U.S. crypto sentiment is improving as regulators signal a clearer, less punitive path for digital assets. That shift is drawing support from industry leaders, including Ripple Labs CEO Brad Garlinghouse, who tied it to investor protection and market growth.
Key Takeaways:
Ripple CEO Brad Garlinghouse linked a broader regulatory shift to improving sentiment in U.S. crypto markets on April 20. His remarks came as Securities and Exchange Commission (SEC) Chair Paul Atkins has publicly framed the agency’s recent direction around clarity, capital formation, and support for blockchain-based finance, rather than a heavier enforcement posture.

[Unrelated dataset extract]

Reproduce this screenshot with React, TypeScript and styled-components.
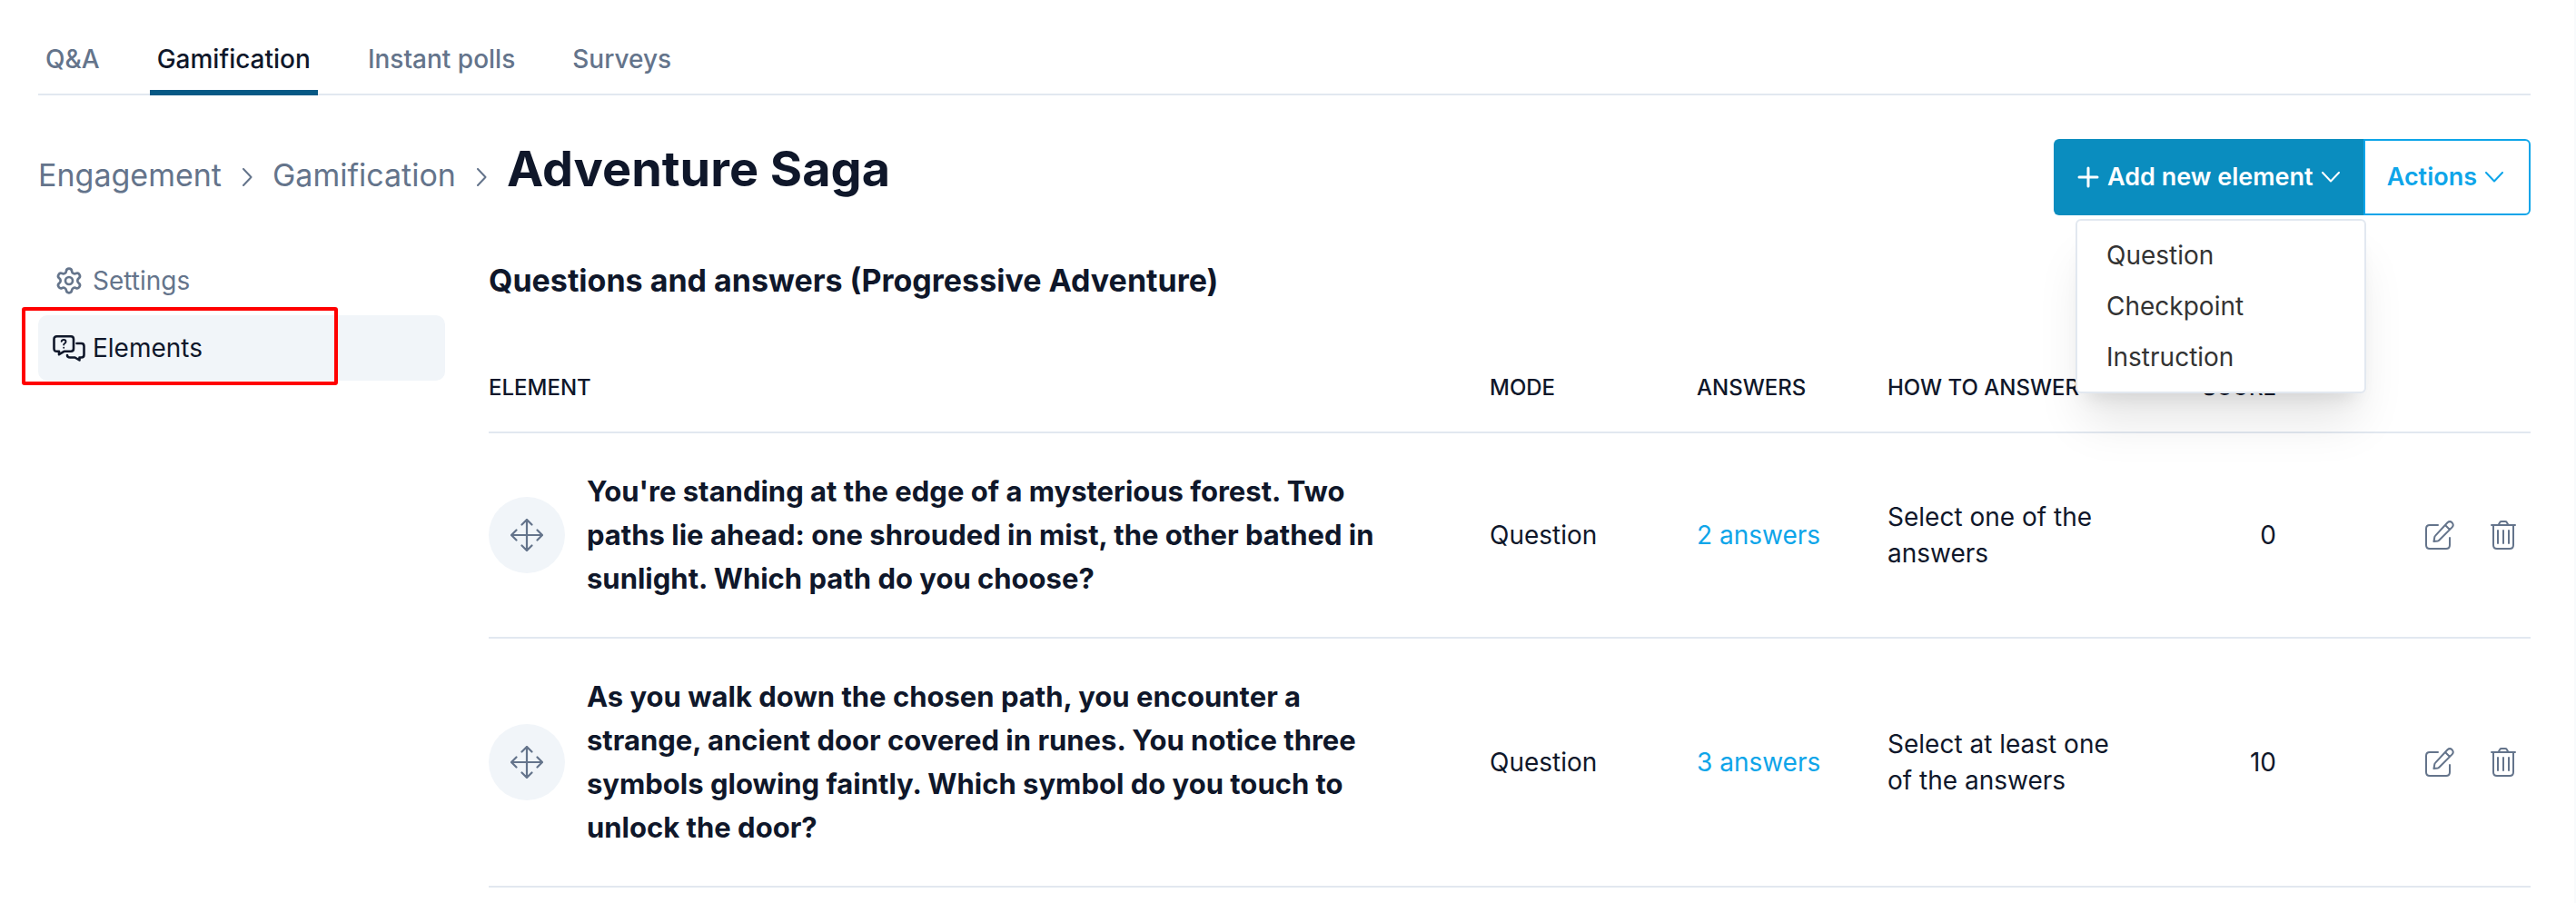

Referencing former SEC Chair Gary Gensler’s regulation-by-enforcement approach, Garlinghouse stated on social media platform X:
“By comparison, Paul Atkins is a breath of fresh air and sanity. He is a model of what leadership at the SEC should look like… he’s focusing on what matters – protecting investors and fostering innovations that help those investors and the markets.”
That view aligns with Atkins’ recent message. Last week, the SEC chairman criticized the agency’s past reliance on enforcement in crypto, saying the market faced years without workable compliance pathways. Atkins has also said digital assets are “really top on our list,” while presenting crypto policy as a major SEC priority in 2026.
Supporting that shift, Atkins has outlined a more formal regulatory framework for digital assets and tokenized markets. On April 21, he described a push for clearer oversight, lighter compliance burdens, and closer coordination with the Commodity Futures Trading Commission (CFTC). He also said the SEC was nearing an “innovation exemption” designed to let market participants facilitate trading of tokenized securities on-chain within a limited compliant structure while longer-term rules are developed. Those measures reflect a broader effort to align regulation with evolving market infrastructure while maintaining investor safeguards.
That evolving stance follows a landmark legal outcome that shaped crypto oversight. The Ripple vs. SEC case established a distinction between institutional XRP sales and public market trading. Filed in December 2020 and concluded in August 2025, the court ruled that programmatic XRP sales on exchanges were not securities transactions, while direct institutional sales violated securities laws. Ripple faced a $125 million penalty, later reduced to $50 million, well below the $2 billion initially sought, with both sides withdrawing appeals to formally end the case.
In his statement on April 20, Garlinghouse sharpened his criticism of the prior approach, stating:
“The SEC’s first mission is to protect investors. Under Gary Gensler, the SEC clearly lost its way. He declared war on a technology. It was an unlawful power grab… and the courts said as much.”
The remarks reflect ongoing industry criticism of the SEC’s earlier enforcement-driven strategy, while underscoring expectations that a clearer framework could reshape compliance and support broader digital asset adoption.